List each line of the data that holds the word "image".

Records from a collection:
• • • •
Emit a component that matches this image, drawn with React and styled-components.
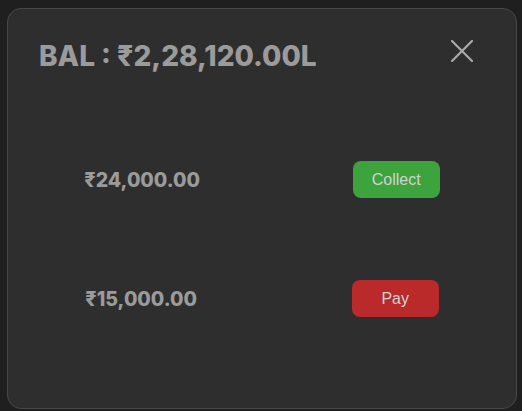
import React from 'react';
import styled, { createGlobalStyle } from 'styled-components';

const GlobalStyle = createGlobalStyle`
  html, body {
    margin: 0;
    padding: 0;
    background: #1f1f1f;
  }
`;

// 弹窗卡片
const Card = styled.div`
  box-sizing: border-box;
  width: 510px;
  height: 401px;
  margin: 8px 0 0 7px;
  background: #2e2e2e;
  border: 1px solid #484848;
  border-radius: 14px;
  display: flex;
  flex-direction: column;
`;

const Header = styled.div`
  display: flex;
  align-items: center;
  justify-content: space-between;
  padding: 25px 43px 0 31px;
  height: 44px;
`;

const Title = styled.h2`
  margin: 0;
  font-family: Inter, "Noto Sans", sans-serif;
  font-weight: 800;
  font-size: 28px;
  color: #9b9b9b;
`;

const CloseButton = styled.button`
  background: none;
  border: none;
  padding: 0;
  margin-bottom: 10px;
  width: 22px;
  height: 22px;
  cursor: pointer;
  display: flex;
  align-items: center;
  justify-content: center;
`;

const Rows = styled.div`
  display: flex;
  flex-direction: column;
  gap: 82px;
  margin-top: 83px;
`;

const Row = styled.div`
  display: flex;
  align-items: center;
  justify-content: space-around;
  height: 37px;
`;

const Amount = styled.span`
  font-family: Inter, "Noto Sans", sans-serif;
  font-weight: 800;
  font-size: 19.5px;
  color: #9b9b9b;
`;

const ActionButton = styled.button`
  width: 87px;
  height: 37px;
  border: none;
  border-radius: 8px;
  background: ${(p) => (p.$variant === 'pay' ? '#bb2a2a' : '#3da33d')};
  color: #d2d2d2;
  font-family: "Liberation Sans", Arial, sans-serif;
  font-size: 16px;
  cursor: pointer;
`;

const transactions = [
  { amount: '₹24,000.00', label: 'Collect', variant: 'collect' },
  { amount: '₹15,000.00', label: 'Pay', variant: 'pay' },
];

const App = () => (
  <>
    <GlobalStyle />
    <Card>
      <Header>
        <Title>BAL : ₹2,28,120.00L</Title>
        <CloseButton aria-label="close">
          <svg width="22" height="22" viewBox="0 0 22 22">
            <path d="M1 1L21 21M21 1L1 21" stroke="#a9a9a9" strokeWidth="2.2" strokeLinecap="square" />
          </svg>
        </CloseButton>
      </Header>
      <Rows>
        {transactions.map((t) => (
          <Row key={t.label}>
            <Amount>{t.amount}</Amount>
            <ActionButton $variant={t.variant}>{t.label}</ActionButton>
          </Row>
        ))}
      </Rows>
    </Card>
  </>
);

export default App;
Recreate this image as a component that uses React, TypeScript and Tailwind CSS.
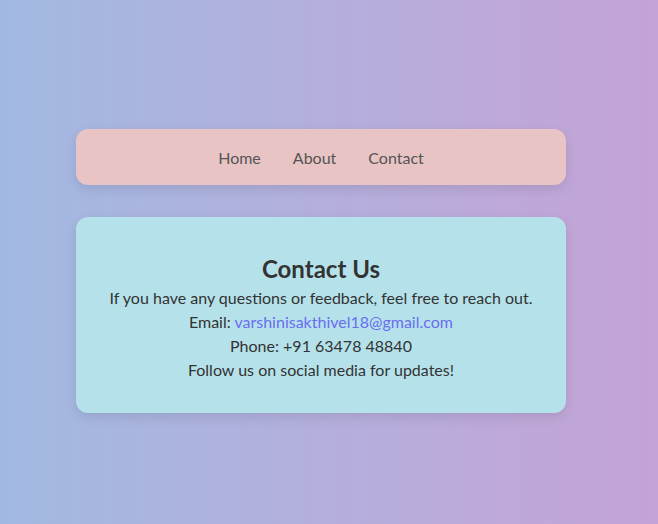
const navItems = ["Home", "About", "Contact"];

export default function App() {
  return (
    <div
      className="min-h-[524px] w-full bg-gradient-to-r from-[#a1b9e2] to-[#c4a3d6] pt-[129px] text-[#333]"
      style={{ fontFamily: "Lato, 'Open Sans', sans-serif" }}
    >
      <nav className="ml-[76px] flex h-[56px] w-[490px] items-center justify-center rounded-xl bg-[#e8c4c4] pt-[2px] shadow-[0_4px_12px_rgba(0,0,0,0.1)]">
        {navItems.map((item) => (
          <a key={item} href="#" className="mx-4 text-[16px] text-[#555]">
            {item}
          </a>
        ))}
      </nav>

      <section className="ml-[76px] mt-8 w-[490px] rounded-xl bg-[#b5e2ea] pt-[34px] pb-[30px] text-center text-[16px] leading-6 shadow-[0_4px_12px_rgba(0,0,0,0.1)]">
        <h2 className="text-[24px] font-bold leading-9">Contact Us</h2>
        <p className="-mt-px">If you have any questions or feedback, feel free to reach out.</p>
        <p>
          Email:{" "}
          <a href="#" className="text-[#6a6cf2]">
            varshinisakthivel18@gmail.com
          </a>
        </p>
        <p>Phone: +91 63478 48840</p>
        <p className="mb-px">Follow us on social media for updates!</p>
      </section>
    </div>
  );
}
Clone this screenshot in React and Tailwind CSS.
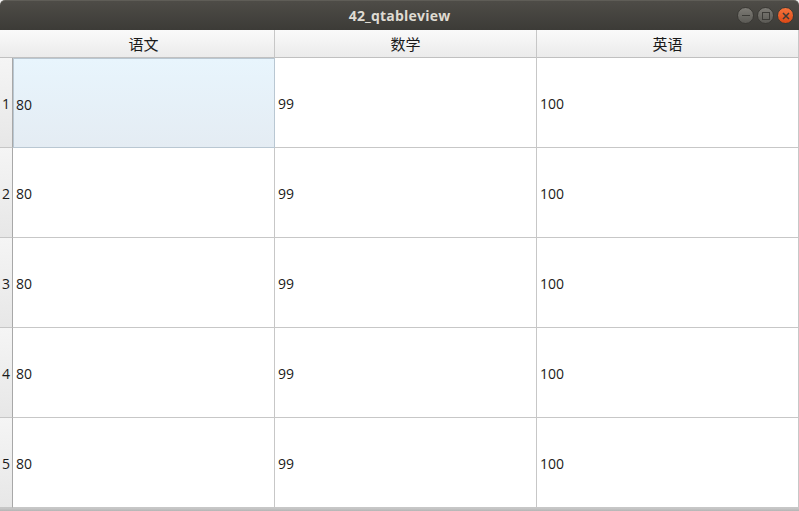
• • • •
● Reply to the task
Emit a component that matches this image, drawn with React and styled-components.
Recreate this image as a component that uses React, TypeScript and Tailwind CSS.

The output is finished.